Durante un'accorata partecipazione emotiva in un film carico di effetti speciali e fondato su di essi, capita di chiedersi che effetto si avrà ad una visione dello stesso tra qualche anno. Se la cartapesta o le macchine semoventi trovano il limite nella meccanica dei movimenti, diverso è il caso di oggi. Durante la visione di Avatar, mi è capitato di chiedermelo.
In una discussione avvenuta qualche tempo fa, mi è capitato di intuirne una risposta, pur non avendone i mezzi, il tempo e la voglia di approfondirla analiticamente.
Per dirla d'una formula: la tecnica degli effetti speciali creati con la computer grafica è infinitamente perfezionabile, perché il riflesso degli effetti di luce sulla materia è indefinitamente diverso da quello di qualunque riproduzione o forse anche studio sulla luce (volendo, quindi, si può applicare anche al realismo della pittura, benché in tal caso non sia possibile la correlazione, come in Avatar, con l'universo fotografico. O comunque un'unione nel quadro di fotografia e colore resterebbe da fare).
La tecnica del motion capture, in effetti, dice ancor di più su un'ontologia della luce all'epoca della sua (della luce) derealizzazione tecnica. Se nella motion capture (degli albori, come nei primi videogiochi) si collegano i movimenti di un uomo in diversi punti-chiave per catturarne il suo movimento (e che rende possibile la fluidità degli uomini-gatto del film), in questo caso il sensore coglie una luce emessa artificialmente, che non illumina, ma segnala. Offre un segno per la ricostruzione, che non deve però nulla alla luce. Non diversamente lo sono quelli utilizzati in Avatar: sebbene non siano presenti emissioni luminose. In ogni caso è il puro moviemto che è catturato dalle macchine da prese, e non la materia che lo effettua. Può dunque esistere un movimento senza luce. Una macchina da presa che colga, invece (come in qualsiasi altro film) il corpo che si sposta, riprenderebbe la luce che riflette tutti i punti del corpo, introducendone (paradossalmente) le oscurità che lo rendono reale, ne conseguono i contorni all'interno della totalità dei punti stessi.

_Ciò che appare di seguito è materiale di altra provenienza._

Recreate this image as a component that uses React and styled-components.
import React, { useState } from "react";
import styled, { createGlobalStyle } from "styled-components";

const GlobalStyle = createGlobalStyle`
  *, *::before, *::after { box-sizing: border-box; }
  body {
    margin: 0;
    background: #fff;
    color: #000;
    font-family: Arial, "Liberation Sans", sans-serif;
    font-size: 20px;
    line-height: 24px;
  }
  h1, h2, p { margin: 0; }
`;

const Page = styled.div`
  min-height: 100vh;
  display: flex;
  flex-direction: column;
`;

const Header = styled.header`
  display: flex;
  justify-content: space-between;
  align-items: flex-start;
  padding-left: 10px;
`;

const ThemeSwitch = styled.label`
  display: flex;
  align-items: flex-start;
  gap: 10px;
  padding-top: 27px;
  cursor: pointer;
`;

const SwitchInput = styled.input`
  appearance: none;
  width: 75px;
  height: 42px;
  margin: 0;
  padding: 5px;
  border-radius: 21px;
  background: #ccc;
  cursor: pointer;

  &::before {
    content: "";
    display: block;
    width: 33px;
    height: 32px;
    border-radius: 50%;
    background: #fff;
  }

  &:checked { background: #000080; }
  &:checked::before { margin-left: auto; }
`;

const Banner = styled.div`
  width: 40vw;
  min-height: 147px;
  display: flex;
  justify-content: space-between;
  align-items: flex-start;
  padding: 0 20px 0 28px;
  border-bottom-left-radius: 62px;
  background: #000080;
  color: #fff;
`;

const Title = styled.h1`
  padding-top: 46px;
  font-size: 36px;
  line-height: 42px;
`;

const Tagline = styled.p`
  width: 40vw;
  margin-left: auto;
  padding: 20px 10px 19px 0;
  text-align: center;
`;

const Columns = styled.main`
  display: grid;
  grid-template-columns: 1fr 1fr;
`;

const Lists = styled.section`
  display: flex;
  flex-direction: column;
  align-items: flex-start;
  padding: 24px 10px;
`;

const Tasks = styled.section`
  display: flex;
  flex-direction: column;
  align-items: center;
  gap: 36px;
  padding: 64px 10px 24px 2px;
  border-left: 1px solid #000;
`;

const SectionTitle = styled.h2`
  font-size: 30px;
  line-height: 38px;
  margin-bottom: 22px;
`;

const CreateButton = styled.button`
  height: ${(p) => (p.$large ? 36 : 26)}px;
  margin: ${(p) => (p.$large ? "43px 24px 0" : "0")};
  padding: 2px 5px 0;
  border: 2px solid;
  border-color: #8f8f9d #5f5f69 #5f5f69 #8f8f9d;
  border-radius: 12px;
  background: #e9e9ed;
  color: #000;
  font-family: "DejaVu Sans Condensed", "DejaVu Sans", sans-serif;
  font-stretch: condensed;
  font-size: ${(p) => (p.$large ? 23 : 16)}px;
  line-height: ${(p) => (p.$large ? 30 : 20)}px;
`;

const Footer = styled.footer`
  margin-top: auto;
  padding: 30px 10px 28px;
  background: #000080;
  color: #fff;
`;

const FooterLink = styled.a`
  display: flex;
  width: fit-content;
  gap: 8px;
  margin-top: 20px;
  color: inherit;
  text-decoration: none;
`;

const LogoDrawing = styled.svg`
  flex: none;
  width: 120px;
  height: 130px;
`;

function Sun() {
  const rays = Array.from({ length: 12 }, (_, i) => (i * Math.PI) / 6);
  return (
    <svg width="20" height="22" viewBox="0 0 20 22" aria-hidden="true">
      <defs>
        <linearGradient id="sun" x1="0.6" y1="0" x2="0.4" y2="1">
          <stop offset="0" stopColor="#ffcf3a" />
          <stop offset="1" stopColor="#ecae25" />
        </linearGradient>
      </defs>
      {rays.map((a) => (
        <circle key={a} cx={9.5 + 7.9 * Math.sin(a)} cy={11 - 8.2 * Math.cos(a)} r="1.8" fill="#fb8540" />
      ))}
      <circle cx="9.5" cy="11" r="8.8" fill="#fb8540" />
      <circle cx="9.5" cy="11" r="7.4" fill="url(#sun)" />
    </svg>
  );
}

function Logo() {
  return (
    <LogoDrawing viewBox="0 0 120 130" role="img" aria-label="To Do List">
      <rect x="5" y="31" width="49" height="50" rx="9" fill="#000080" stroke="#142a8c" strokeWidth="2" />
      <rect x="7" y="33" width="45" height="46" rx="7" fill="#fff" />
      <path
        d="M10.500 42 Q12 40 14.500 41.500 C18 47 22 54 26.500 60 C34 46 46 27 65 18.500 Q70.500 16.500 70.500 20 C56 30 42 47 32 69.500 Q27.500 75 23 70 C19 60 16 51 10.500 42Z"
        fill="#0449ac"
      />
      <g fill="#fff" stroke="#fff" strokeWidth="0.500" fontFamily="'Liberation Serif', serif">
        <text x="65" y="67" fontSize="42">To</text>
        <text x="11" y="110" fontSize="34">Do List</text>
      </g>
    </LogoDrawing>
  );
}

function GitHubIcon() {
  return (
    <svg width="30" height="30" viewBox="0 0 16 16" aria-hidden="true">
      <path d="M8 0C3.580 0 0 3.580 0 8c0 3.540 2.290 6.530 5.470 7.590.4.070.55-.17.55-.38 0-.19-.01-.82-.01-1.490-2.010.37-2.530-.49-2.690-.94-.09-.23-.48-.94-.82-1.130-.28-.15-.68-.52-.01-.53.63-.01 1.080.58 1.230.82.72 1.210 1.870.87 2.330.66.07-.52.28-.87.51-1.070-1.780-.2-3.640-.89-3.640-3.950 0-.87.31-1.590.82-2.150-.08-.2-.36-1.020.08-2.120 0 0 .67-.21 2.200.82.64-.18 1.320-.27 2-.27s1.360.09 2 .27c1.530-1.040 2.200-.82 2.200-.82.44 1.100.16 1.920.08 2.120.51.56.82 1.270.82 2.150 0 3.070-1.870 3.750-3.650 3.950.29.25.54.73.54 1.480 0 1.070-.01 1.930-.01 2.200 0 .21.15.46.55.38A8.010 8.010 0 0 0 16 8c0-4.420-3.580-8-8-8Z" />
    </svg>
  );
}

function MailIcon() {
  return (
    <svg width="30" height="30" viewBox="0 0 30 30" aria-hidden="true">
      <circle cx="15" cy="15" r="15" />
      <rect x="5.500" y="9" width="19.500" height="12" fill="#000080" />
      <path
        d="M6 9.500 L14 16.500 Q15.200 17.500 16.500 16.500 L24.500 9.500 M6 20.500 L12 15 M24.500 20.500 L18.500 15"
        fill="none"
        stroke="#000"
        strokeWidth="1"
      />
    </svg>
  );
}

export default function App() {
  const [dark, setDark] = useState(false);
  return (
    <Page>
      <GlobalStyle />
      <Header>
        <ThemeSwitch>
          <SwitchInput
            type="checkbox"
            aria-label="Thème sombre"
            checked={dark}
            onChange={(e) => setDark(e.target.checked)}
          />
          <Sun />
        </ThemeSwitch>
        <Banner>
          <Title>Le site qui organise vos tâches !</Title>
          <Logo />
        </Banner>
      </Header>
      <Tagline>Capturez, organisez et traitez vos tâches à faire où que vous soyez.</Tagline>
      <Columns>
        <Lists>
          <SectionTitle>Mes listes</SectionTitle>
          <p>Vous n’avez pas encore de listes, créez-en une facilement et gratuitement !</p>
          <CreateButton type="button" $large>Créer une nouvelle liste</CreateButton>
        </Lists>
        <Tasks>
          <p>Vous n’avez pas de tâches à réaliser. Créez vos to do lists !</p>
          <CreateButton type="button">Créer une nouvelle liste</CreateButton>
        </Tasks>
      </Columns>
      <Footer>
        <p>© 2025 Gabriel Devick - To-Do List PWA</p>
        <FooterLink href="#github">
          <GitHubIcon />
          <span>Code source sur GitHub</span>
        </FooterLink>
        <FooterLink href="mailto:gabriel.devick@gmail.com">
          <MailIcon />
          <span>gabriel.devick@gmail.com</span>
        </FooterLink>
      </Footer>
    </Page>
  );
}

La realtà è infatti l'oscurità nei punti, che ne dà lucidità, effetti, rilievi, lunghezze d'onda diversi di colori "reali", complessi.
Vi è qui allora un'ulteriore differenziazione dalla fotografia, dal cinema di conseguenza e dalla pittura. Infatti quest'ultima è direttamente perché essa l'è su una superficie fisica (e dunque entra in contatto con la luce dell'ambiente): il cinema e la fotografia non pixellizzati, invece, che non possiedono una superficie fisica trascurabilie, non fanno che lasciar trasparire ciò che avevano di fronte a loro (come se riprendessero una luce con oggetti fisici). Si fanno esse stesse luce.
Diverso il caso del digitale, in cui si scompone la luce per ricrearla, ma nonostante tutto tramite un'impressione originaria dell'obiettivo.